Division of Upper Silesia (Source: Wikipedia)

An early piece of hers, “Wieland der Schmied”, depicted Wayland the Smith from Germanic mythology. Dorothea’s statue was unveiled in Schweidnitz (today Swidnica) in 1922. The mythical hero was meant to symbolize the weakened industrial area of Upper Silesia. According to one saga, Wayland became such a good blacksmith that his skills were highly coveted. One king even had his legs paralyzed in order to keep him there as his blacksmith.

Why was Upper Silesia weakened like the mythical hero with paralyzed legs? After WWI and according to the Treaty of Versailles, it was decided that there would be referendums to decided parts of the border between Germany and Poland, and critically how much of Upper Silesia would belong to which country. This led to violent uprisings and conflict between the German-speaking and Polish-speaking populations.

The larger western part of Upper Silesia remained with Germany while a smaller area in the east, including cities and industrial towns like Katowice, went to Poland.

Dorothea’s true passion was sculpting the figures of young boys and girls, capturing the magic of youth. She also sculpted many portrait busts, choosing her models from amongst friends and visitors to her estate, which included an artistic crowd of musicians and poets.

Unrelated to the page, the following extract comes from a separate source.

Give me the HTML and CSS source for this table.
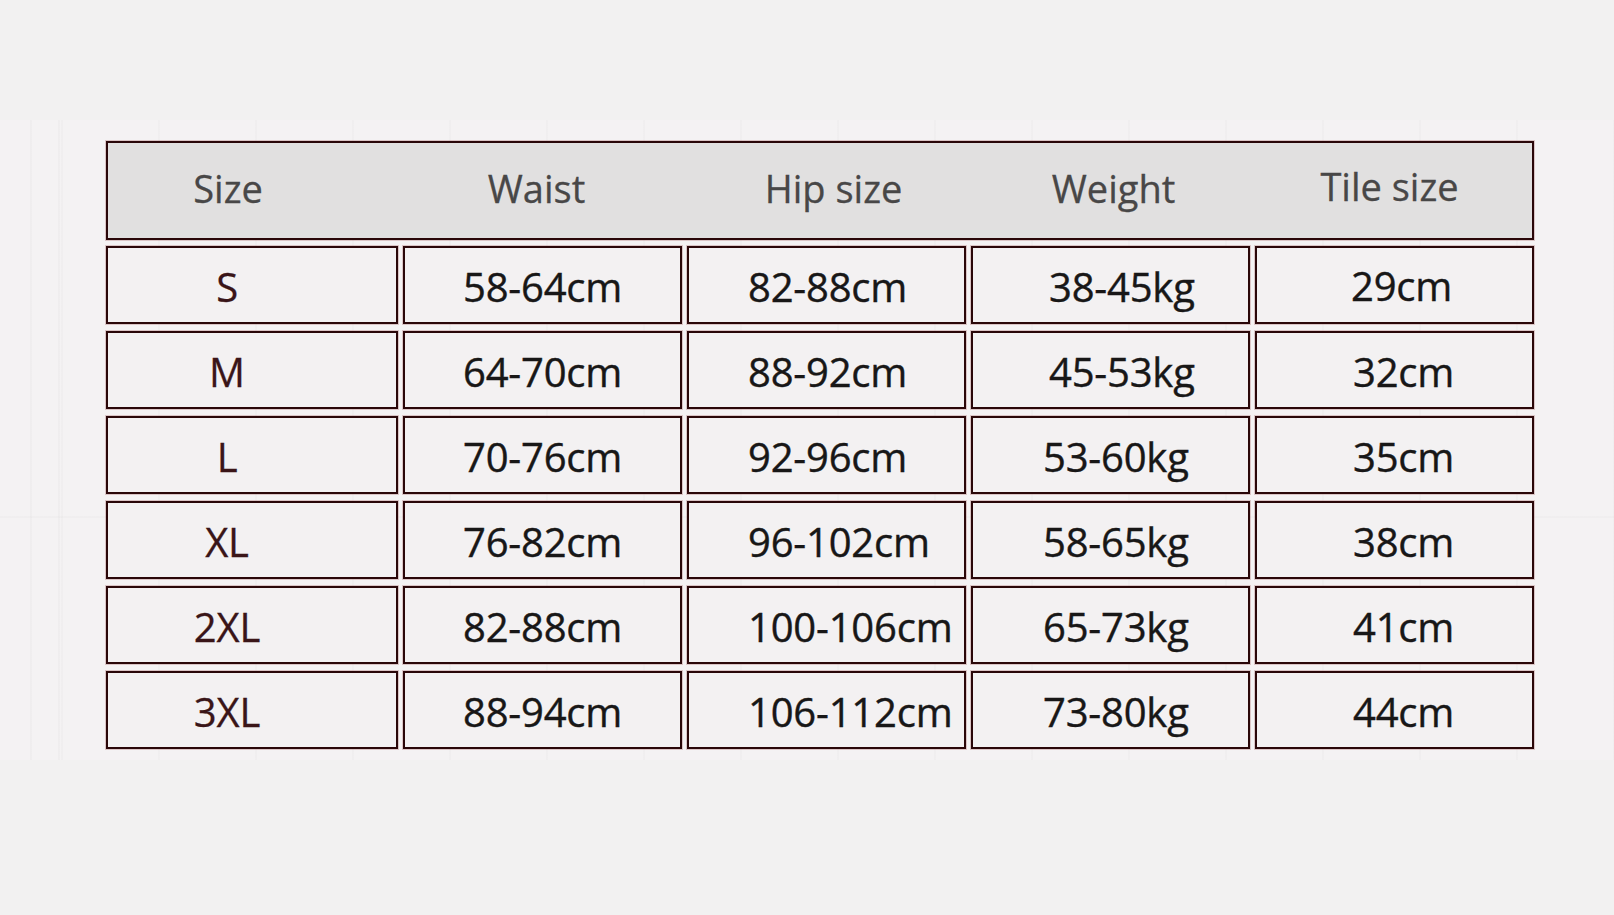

During the 1930s Dorothea’s career took off and her work attracted attention with collectors and museums. Many of her sculptures can be found today in Swidnica, including at the museum and in the park.

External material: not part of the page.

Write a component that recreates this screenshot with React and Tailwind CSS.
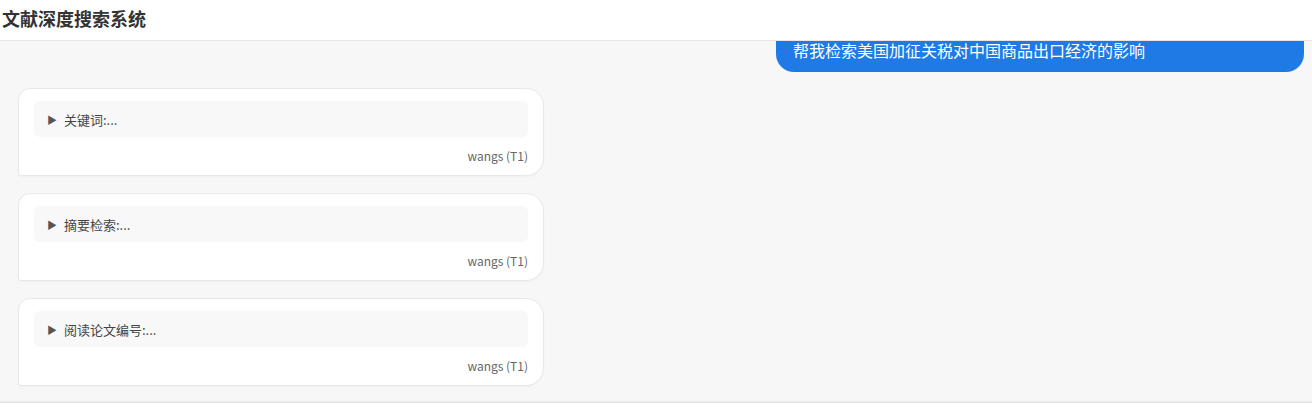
import React from "react";

const font = { fontFamily: '"Noto Sans CJK SC", "Noto Sans", sans-serif' };

function Card({ label }) {
  return (
    <div className="w-[526px] h-[88px] bg-white border border-[#e8e8e8] rounded-[18px] rounded-tl-[12px] rounded-bl-[3px] px-[15px] pt-[12px] shadow-[0_1px_2px_rgba(0,0,0,0.03)]">
      <div className="h-[36px] bg-[#f8f8f8] rounded-[6px] flex items-center pl-[13px] pt-[1px] text-[13px] text-[#444]">
        <span className="text-[10px] text-[#555] mr-[7px]">▶</span>
        <span>{label}</span>
      </div>
      <div className="text-right text-[12px] text-[#666] mt-[11px] leading-[16px]">wangs (T1)</div>
    </div>
  );
}

export default function App() {
  return (
    <div style={font} className="w-[1312px] h-[408px] flex flex-col bg-white overflow-hidden">
      <header className="h-[41px] shrink-0 bg-white border-b border-[#e5e5e5] flex items-center pl-[2px] relative z-10">
        <h1 className="text-[18px] font-bold text-[#333] leading-none -mt-[4px]">文献深度搜索系统</h1>
      </header>
      <main className="h-[361px] shrink-0 bg-[#f7f7f7] overflow-hidden border-b border-[#eeeeee]">
        <div className="-mt-[17px] flex flex-col">
          <div className="flex justify-end pr-[8px]">
            <div className="w-[528px] h-[48px] bg-[#1f7ae6] rounded-[18px] text-white text-[16px] leading-[20px] flex items-center pl-[17px] pt-[3px]">
              帮我检索美国加征关税对中国商品出口经济的影响
            </div>
          </div>
          <div className="flex flex-col gap-[17px] pl-[18px] mt-[16px]">
            <Card label="关键词:..." />
            <Card label="摘要检索:..." />
            <Card label="阅读论文编号:..." />
          </div>
        </div>
      </main>
      <div className="flex-1 bg-white border-t border-[#e2e2e2]" />
    </div>
  );
}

To see images of Dorothea’s sculptures, watch the ten-minute video about her life in English here: The Unusual Career of Sculptress Dorothea von Philipsborn

But Dorothea’s tranquil life at her family’s estate came to an end. During and following the Second World War, millions of people fled or were expelled from their homes in the east. Once again, a new border was drawn at the Postdam Conference, along the Oder and Neisse Rivers and the territory that made up a majority of Silesia was annexed by Poland. Dorothea was forced to leave her family’s home forever.

The artist fled to the village Trebendorf, which is near Weisswasser in the district of Görlitz. She continued her work there, sculpting the new crucifix for the church in the neighboring village Schleife.

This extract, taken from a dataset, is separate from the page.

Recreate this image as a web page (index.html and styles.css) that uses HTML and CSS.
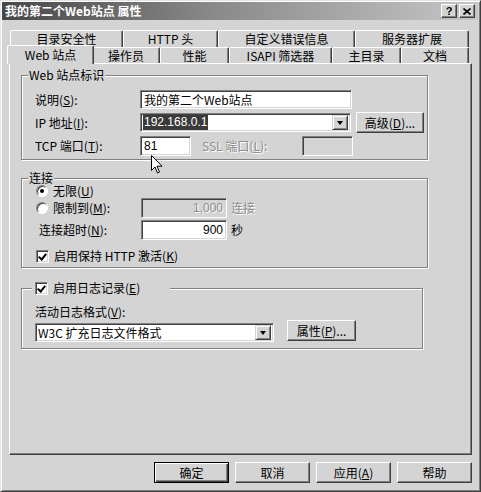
FILE: index.html
```html
<!DOCTYPE html>
<html lang="zh-CN">

<head>
    <meta charset="UTF-8">
    <title>我的第二个Web站点 属性</title>
    <link rel="stylesheet" href="styles.css">
</head>

<body>
    <div class="window">
        <div class="titlebar">
            <span class="title">我的第二个Web站点 属性</span>
            <span class="cap-btn help">?</span>
            <span class="cap-btn close">
                <svg width="8" height="7" viewBox="0 0 8 7">
                    <path d="M0.5 0.5l7 6M7.5 0.5l-7 6" stroke="#000" stroke-width="1.6" fill="none"/>
                </svg>
            </span>
        </div>

        <div class="content">
            <div class="tabs">
                <div class="tab-row back">
                    <div class="tab">目录安全性</div>
                    <div class="tab">HTTP 头</div>
                    <div class="tab">自定义错误信息</div>
                    <div class="tab">服务器扩展</div>
                </div>
                <div class="tab-row front">
                    <div class="tab active">Web 站点</div>
                    <div class="tab">操作员</div>
                    <div class="tab">性能</div>
                    <div class="tab">ISAPI 筛选器</div>
                    <div class="tab">主目录</div>
                    <div class="tab">文档</div>
                </div>
            </div>

            <div class="panel">
                <!-- site identity -->
                <div class="group ident">
                    <span class="legend">Web 站点标识</span>
                    <div class="row">
                        <span class="lbl">说明(<u>S</u>):</span>
                        <div class="field desc">我的第二个Web站点</div>
                    </div>
                    <div class="row">
                        <span class="lbl">IP 地址(<u>I</u>):</span>
                        <div class="field combo ip">
                            <span class="selected num">192.168.0.1</span>
                            <span class="drop"><span class="arrow"></span></span>
                        </div>
                        <div class="btn adv">高级(<u>D</u>)...</div>
                    </div>
                    <div class="row">
                        <span class="lbl">TCP 端口(<u>T</u>):</span>
                        <div class="field port num">81</div>
                        <span class="ssl disabled">SSL 端口(<u>L</u>):</span>
                        <div class="field port off"></div>
                    </div>
                </div>

                <!-- connections -->
                <div class="group conn">
                    <span class="legend">连接</span>
                    <div class="row r-unlimited">
                        <span class="radio on"></span>
                        <span>无限(<u>U</u>)</span>
                    </div>
                    <div class="row r-limit">
                        <span class="lbl wide with-radio"><span class="radio"></span><span>限制到(<u>M</u>):</span></span>
                        <div class="field count off num disabled">1,000</div>
                        <span class="unit disabled">连接</span>
                    </div>
                    <div class="row r-timeout">
                        <span class="lbl wide indent">连接超时(<u>N</u>):</span>
                        <div class="field count num">900</div>
                        <span class="unit">秒</span>
                    </div>
                    <div class="row r-keep">
                        <span class="check on"></span>
                        <span>启用保持 HTTP 激活(<u>K</u>)</span>
                    </div>
                </div>

                <!-- logging -->
                <div class="group logging">
                    <span class="legend log-legend"><span class="check on"></span><span>启用日志记录(<u>E</u>)</span></span>
                    <div class="row r-format">活动日志格式(<u>V</u>):</div>
                    <div class="row r-select">
                        <div class="field combo logfmt">
                            <span>W3C 扩充日志文件格式</span>
                            <span class="drop"><span class="arrow"></span></span>
                        </div>
                        <div class="btn props">属性(<u>P</u>)...</div>
                    </div>
                </div>
            </div>

            <div class="buttons">
                <div class="btn dlg default">确定</div>
                <div class="btn dlg">取消</div>
                <div class="btn dlg">应用(<u>A</u>)</div>
                <div class="btn dlg">帮助</div>
            </div>
        </div>

        <svg class="cursor" width="12" height="19" viewBox="0 0 12 19">
            <path d="M0.5 0.5v15l3.5-3.5 2.5 6 2-1-2.5-5.8h5z" fill="#fff" stroke="#000"/>
        </svg>
    </div>
</body>

</html>
```

FILE: styles.css
```css
* {
    box-sizing: border-box;
}

body {
    margin: 0;
    background: #d4d4d4;
    font-family: "Noto Sans CJK SC", sans-serif;
    font-size: 12px;
    line-height: 14px;
    color: #000;
}

u {
    text-decoration-thickness: 1px;
    text-underline-offset: 1px;
}

.window {
    position: relative;
    width: 481px;
    height: 492px;
    background: #d4d4d4;
    border: 1px solid;
    border-color: #e4e4e4 #404040 #404040 #e4e4e4;
    box-shadow: inset 1px 1px 0 #fff, inset -1px -1px 0 #808080;
    padding: 1px 2px 0 1px;
}

.titlebar {
    display: flex;
    align-items: center;
    height: 18px;
    padding: 0 3px 0 3px;
    background: linear-gradient(to right, #474747, #8a8a8a 45%, #c6c6c6);
}

.title {
    flex: 1;
    color: #fff;
    font-weight: bold;
    font-size: 12px;
}

.cap-btn {
    display: flex;
    align-items: center;
    justify-content: center;
    width: 16px;
    height: 14px;
    background: #d4d4d4;
    border: 1px solid;
    border-color: #fff #404040 #404040 #fff;
    box-shadow: inset -1px -1px 0 #808080;
    font-family: "Liberation Sans", sans-serif;
    font-weight: bold;
    font-size: 11px;
    line-height: 1;
}

.help {
    margin-right: 2px;
}

.content {
    padding: 10px 6px 0 7px;
}

/* tabs */
.tab-row {
    display: grid;
}

.back {
    grid-template-columns: 113px 95px 137px 114px;
    margin-left: 1px;
    height: 17px;
}

.front {
    grid-template-columns: 83px 68px 69px 103px 69px 68px;
    height: 16px;
}

.tab {
    border: 1px solid;
    border-bottom: none;
    border-color: #fff #404040 transparent #fff;
    border-radius: 2px 2px 0 0;
    box-shadow: inset -1px 0 0 #808080;
    background: #d4d4d4;
    text-align: center;
    line-height: 15px;
    white-space: nowrap;
}

.back .tab {
    line-height: 14px;
    padding-top: 1px;
}

.tab.active {
    position: relative;
    z-index: 1;
    margin: -2px -2px -1px -2px;
    padding-top: 2px;
    line-height: 14px;
}

/* page panel */
.panel {
    height: 392px;
    padding: 11px 0 0 11px;
    border: 1px solid;
    border-color: #fff #404040 #404040 #fff;
    box-shadow: inset -1px -1px 0 #808080;
}

.group {
    position: relative;
    border: 1px solid #808080;
    box-shadow: inset 1px 1px 0 #fff, 1px 1px 0 #fff;
    padding-left: 13px;
}

.legend {
    position: absolute;
    top: -8px;
    left: 6px;
    height: 14px;
    padding: 0 1px;
    background: #d4d4d4;
    display: flex;
    align-items: center;
    gap: 5px;
}

.row {
    display: flex;
    align-items: center;
    white-space: nowrap;
}

.lbl {
    width: 105px;
    flex: none;
}

.lbl.wide {
    width: 106px;
}

.lbl.with-radio {
    display: flex;
    align-items: center;
    gap: 5px;
}

.lbl.indent {
    padding-left: 4px;
}

/* inputs */
.field {
    height: 19px;
    padding: 0 3px;
    display: flex;
    align-items: center;
    background: #fff;
    border: 1px solid;
    border-color: #808080 #fff #fff #808080;
    box-shadow: inset 1px 1px 0 #404040, inset -1px -1px 0 #d4d4d4;
}

.field.off {
    background: #d4d4d4;
}

.num {
    font-family: "Liberation Sans", sans-serif;
}

.combo {
    padding: 0 2px 0 2px;
    justify-content: space-between;
}

.drop {
    width: 16px;
    height: 15px;
    display: flex;
    align-items: center;
    justify-content: center;
    background: #d4d4d4;
    border: 1px solid;
    border-color: #d4d4d4 #404040 #404040 #d4d4d4;
    box-shadow: inset 1px 1px 0 #fff, inset -1px -1px 0 #808080;
}

.arrow {
    width: 0;
    height: 0;
    border-left: 3.5px solid transparent;
    border-right: 3.5px solid transparent;
    border-top: 4px solid #000;
}

.selected {
    background: #3a3a3a;
    color: #fff;
    padding: 0 1px;
    line-height: 15px;
}

.disabled {
    color: #8c8c8c;
    text-shadow: 1px 1px 0 #fff;
}

/* buttons */
.btn {
    height: 21px;
    display: flex;
    align-items: center;
    justify-content: center;
    background: #d4d4d4;
    border: 1px solid;
    border-color: #fff #404040 #404040 #fff;
    box-shadow: inset -1px -1px 0 #808080;
    white-space: nowrap;
}

.btn.default {
    border-color: #000;
    box-shadow: inset 1px 1px 0 #fff, inset -1px -1px 0 #404040, inset -2px -2px 0 #808080;
}

/* identity group */
.ident {
    width: 407px;
    height: 85px;
    padding-top: 12px;
}

.ident .row {
    height: 23px;
}

.desc {
    width: 212px;
}

.ip {
    width: 211px;
}

.adv {
    width: 68px;
    margin-left: 5px;
}

.port {
    width: 51px;
    height: 20px;
}

.ssl {
    width: 100px;
    margin-left: 11px;
}

/* connection group */
.conn {
    width: 407px;
    height: 90px;
    margin-top: 18px;
    padding-top: 5px;
}

.r-unlimited {
    height: 14px;
    gap: 5px;
    padding-left: 1px;
}

.r-limit {
    height: 20px;
}

.r-limit .lbl {
    padding-left: 1px;
}

.r-timeout {
    height: 20px;
    margin-top: 2px;
}

.r-keep {
    height: 16px;
    margin-top: 8px;
    gap: 5px;
    padding-left: 1px;
}

.count {
    width: 86px;
    height: 20px;
    justify-content: flex-end;
}

.unit {
    margin-left: 4px;
}

.radio {
    flex: none;
    width: 12px;
    height: 12px;
    border-radius: 50%;
    background: #fff;
    border: 1px solid;
    border-color: #808080 #fff #fff #808080;
    box-shadow: inset 1px 1px 0 #404040;
    display: flex;
    align-items: center;
    justify-content: center;
}

.radio.on::after {
    content: "";
    width: 4px;
    height: 4px;
    border-radius: 50%;
    background: #000;
}

.check {
    flex: none;
    width: 13px;
    height: 13px;
    background: #fff;
    border: 1px solid;
    border-color: #808080 #fff #fff #808080;
    box-shadow: inset 1px 1px 0 #404040, inset -1px -1px 0 #d4d4d4;
    position: relative;
}

.check.on::after {
    content: "";
    position: absolute;
    left: 3px;
    top: 1px;
    width: 3px;
    height: 6px;
    border: solid #000;
    border-width: 0 2px 2px 0;
    transform: rotate(40deg);
}

/* logging group */
.logging {
    width: 402px;
    height: 61px;
    margin-top: 20px;
    padding-top: 16px;
}

.log-legend {
    left: 10px;
    width: 138px;
    padding-left: 3px;
}

.r-format {
    height: 14px;
}

.r-select {
    margin-top: 1px;
    align-items: flex-start;
}

.logfmt {
    width: 239px;
    margin-top: 3px;
}

.props {
    width: 69px;
    margin-left: 13px;
}

/* dialog buttons */
.buttons {
    display: flex;
    justify-content: flex-end;
    gap: 6px;
    margin-top: 7px;
}

.dlg {
    width: 75px;
}

.cursor {
    position: absolute;
    left: 150px;
    top: 154px;
}
```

She then moved to Weisswasser, and became member in a group of visual artists there, establishing herself in the newly developing art scene of the GDR. Commissioned works by Dorothea can still be found in Weisswasser, the Hoyerswerda Zoo and in Cottbus.

A grave in Weisswasser commemorates the artist, who died in 1971. The artist’s works continue to adorn the region today and the tumultuous events that disrupted her life give us a small glimpse of how these major events affected Silesia.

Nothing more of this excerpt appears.